What to work on | Leaving the pictures out, print the lines from the first line of the listing through the line containing "const [value, setValue]", exactly as they read, and no others.

Information given |
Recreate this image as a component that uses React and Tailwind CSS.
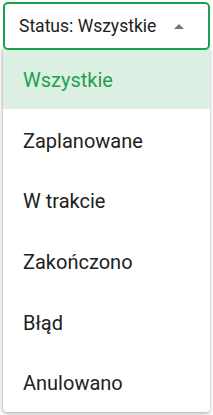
import { useState } from 'react';

const options = ['Wszystkie', 'Zaplanowane', 'W trakcie', 'Zakończono', 'Błąd', 'Anulowano'];

export default function App() {
  const [value, setValue] = useState('Wszystkie');

  return (
    <div className="w-[213px] h-[415px] bg-white pt-[2px] px-[3px] font-['Roboto',sans-serif]">
      <div className="relative">
        <button className="relative z-10 w-full h-[48px] flex items-center justify-between pl-[14px] pr-[24px] border-2 border-[#16a34a] rounded-[5px] bg-white text-[17.5px] text-[#212121]">
          <span>Status: {value}</span>
          <span className="w-0 h-0 border-l-[5px] border-r-[5px] border-b-[5px] border-l-transparent border-r-transparent border-b-[#757575]" />
        </button>
        <ul className="-mt-[2px] bg-white rounded-b-[4px] shadow-[0_2px_4px_rgba(0,0,0,0.25),-1px_0_3px_rgba(0,0,0,0.15)]">
          {options.map((o) => (
            <li
              key={o}
              onClick={() => setValue(o)}
              className={`h-[60.6px] flex items-center pt-[4px] pl-[20px] text-[20px] ${o === value ? 'bg-[#dcefe3] text-[#22a04b]' : 'text-[#212121]'}`}
            >
              {o}
            </li>
          ))}
        </ul>
      </div>
    </div>
  );
}
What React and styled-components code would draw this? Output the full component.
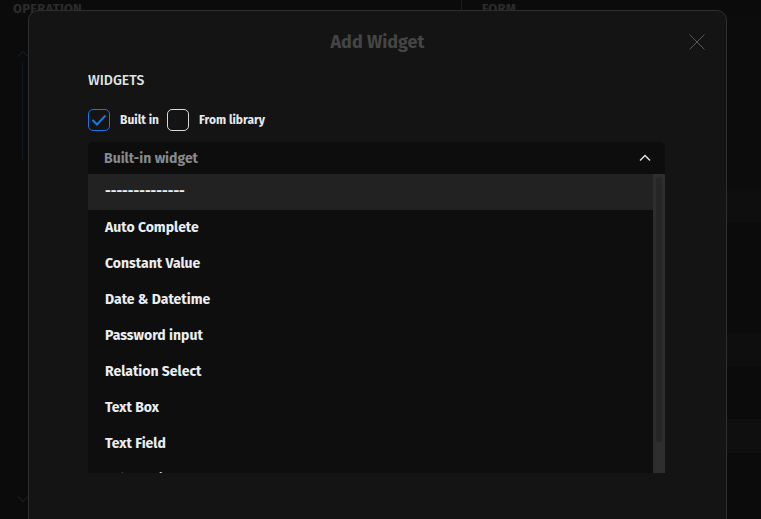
import styled, { createGlobalStyle } from 'styled-components';

const GlobalStyle = createGlobalStyle`
  html, body {
    margin: 0;
    padding: 0;
    background: #0b0b0b;
  }
  body {
    font-family: "Fira Sans", Roboto, "Noto Sans", sans-serif;
  }
`;

const Screen = styled.div`
  position: relative;
  width: 761px;
  height: 519px;
  overflow: hidden;
  background: #0b0b0b;
`;

// faint app behind the modal
const Backdrop = styled.div`
  display: grid;
  grid-template-columns: 462px 1fr;
  height: 100%;
`;

const LeftPane = styled.div`
  display: flex;
  flex-direction: column;
  padding: 1px 0 0 13px;
  border-right: 1px solid #1c1c1c;
`;

const RightPane = styled.div`
  display: flex;
  flex-direction: column;
  padding: 1px 0 0 20px;
`;

const PaneLabel = styled.div`
  font-size: 13px;
  font-weight: 700;
  color: #2c2c2c;
  letter-spacing: 0.2px;
`;

const SideRail = styled.div`
  display: flex;
  flex-direction: column;
  align-items: center;
  width: 20px;
  margin-top: 34px;
  flex: 1;
  padding-bottom: 16px;
`;

const RailLine = styled.div`
  width: 1px;
  height: 98px;
  margin: 4px 0 0 -2px;
  background: #101a26;
`;

const Spacer = styled.div`
  flex: 1;
`;

const BgRow = styled.div`
  height: ${(p) => p.h}px;
  margin-left: -20px;
  background: ${(p) => p.bg};
`;

const Modal = styled.div`
  position: absolute;
  left: 28px;
  top: 10px;
  width: 699px;
  height: 540px;
  background: #141414;
  border: 1px solid #2f2f2f;
  border-radius: 10px;
  box-sizing: border-box;
`;

const ModalHeader = styled.div`
  position: relative;
  height: 62px;
  display: flex;
  align-items: center;
  justify-content: center;
`;

const Title = styled.h2`
  margin: 0;
  font-size: 18px;
  font-weight: 700;
  color: #454545;
`;

const CloseButton = styled.button`
  position: absolute;
  right: 20px;
  top: 22px;
  width: 18px;
  height: 18px;
  padding: 0;
  border: none;
  background: none;
  display: flex;
`;

const ModalBody = styled.div`
  padding: 0 61px 0 59px;
`;

const SectionLabel = styled.div`
  font-size: 14px;
  line-height: 16px;
  font-weight: 500;
  color: #dfe3e6;
`;

const CheckRow = styled.div`
  display: flex;
  align-items: center;
  margin-top: 20px;
  height: 22px;
`;

const Check = styled.span`
  width: 22px;
  height: 22px;
  box-sizing: border-box;
  border: 1px solid ${(p) => (p.checked ? '#1677e5' : '#d9d9d9')};
  border-radius: 5px;
  display: flex;
  align-items: center;
  justify-content: center;
  margin-right: 10px;
`;

const CheckLabel = styled.span`
  font-size: 12px;
  font-weight: 700;
  color: #e6eaee;
  margin-right: 8px;
`;

const Select = styled.div`
  margin-top: 11px;
  width: 577px;
  border-radius: 6px 6px 0 0;
  background: #0e0e0e;
  overflow: hidden;
`;

const SelectHeader = styled.div`
  height: 32px;
  display: flex;
  align-items: center;
  justify-content: space-between;
  padding: 0 14px 0 16px;
  background: #0d0d0d;
`;

const Placeholder = styled.span`
  font-size: 14px;
  font-weight: 700;
  color: #858a8e;
`;

const ListWrap = styled.div`
  display: flex;
  height: 299px;
`;

const List = styled.ul`
  list-style: none;
  margin: 0;
  padding: 0;
  flex: 1;
  overflow: hidden;
`;

const Item = styled.li`
  height: 36px;
  box-sizing: border-box;
  display: flex;
  align-items: center;
  padding: 0 0 2px 17px;
  font-size: 14px;
  font-weight: 700;
  color: #e8eef2;
  background: ${(p) => (p.active ? '#222222' : 'transparent')};
`;

const Scrollbar = styled.div`
  width: 12px;
  background: #2e2e2e;
  display: flex;
  justify-content: center;
  padding-top: 3px;
  box-sizing: border-box;
`;

const Thumb = styled.div`
  width: 6px;
  height: 265px;
  border-radius: 3px;
  background: #262626;
`;

const items = [
  '--------------',
  'Auto Complete',
  'Constant Value',
  'Date & Datetime',
  'Password input',
  'Relation Select',
  'Text Box',
  'Text Field',
  'Value Editor',
];

export default function App() {
  return (
    <Screen>
      <GlobalStyle />
      <Backdrop>
        <LeftPane>
          <PaneLabel>OPERATION</PaneLabel>
          <SideRail>
            <svg width="12" height="8" viewBox="0 0 12 8">
              <path d="M1 6.5 6 1.5l5 5" fill="none" stroke="#15263a" strokeWidth="1" />
            </svg>
            <RailLine />
            <Spacer />
            <svg width="12" height="8" viewBox="0 0 12 8">
              <path d="M1 1.5 6 6.5l5-5" fill="none" stroke="#262626" strokeWidth="1" />
            </svg>
          </SideRail>
        </LeftPane>
        <RightPane>
          <PaneLabel>FORM</PaneLabel>
          <BgRow h={175} bg="#0c0c0c" />
          <BgRow h={32} bg="#0e0e0e" />
          <BgRow h={110} bg="#0b0b0b" />
          <BgRow h={34} bg="#0e0e0e" />
          <BgRow h={52} bg="#0b0b0b" />
          <BgRow h={34} bg="#0f0f0f" />
        </RightPane>
      </Backdrop>

      <Modal>
        <ModalHeader>
          <Title>Add Widget</Title>
          <CloseButton aria-label="close">
            <svg width="18" height="18" viewBox="0 0 18 18">
              <path d="M1.5 1.5l15 15M16.5 1.5l-15 15" stroke="#5a5a5a" strokeWidth="1" fill="none" />
            </svg>
          </CloseButton>
        </ModalHeader>
        <ModalBody>
          <SectionLabel>WIDGETS</SectionLabel>
          <CheckRow>
            <Check checked>
              <svg width="16" height="12" viewBox="0 0 16 12">
                <path d="M1.5 6l4.5 4.5L14.5 1.5" fill="none" stroke="#1677e5" strokeWidth="2" />
              </svg>
            </Check>
            <CheckLabel>Built in</CheckLabel>
            <Check />
            <CheckLabel>From library</CheckLabel>
          </CheckRow>
          <Select>
            <SelectHeader>
              <Placeholder>Built-in widget</Placeholder>
              <svg width="12" height="8" viewBox="0 0 12 8">
                <path d="M1 6.5 6 1.5l5 5" fill="none" stroke="#e0e6ea" strokeWidth="1.4" />
              </svg>
            </SelectHeader>
            <ListWrap>
              <List>
                {items.map((it, i) => (
                  <Item key={it} active={i === 0}>
                    {it}
                  </Item>
                ))}
              </List>
              <Scrollbar>
                <Thumb />
              </Scrollbar>
            </ListWrap>
          </Select>
        </ModalBody>
      </Modal>
    </Screen>
  );
}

Task answer |
Recreate this image as a component that uses React and Tailwind CSS.
import { useState } from 'react';

const options = ['Wszystkie', 'Zaplanowane', 'W trakcie', 'Zakończono', 'Błąd', 'Anulowano'];

export default function App() {
  const [value, setValue] = useState('Wszystkie');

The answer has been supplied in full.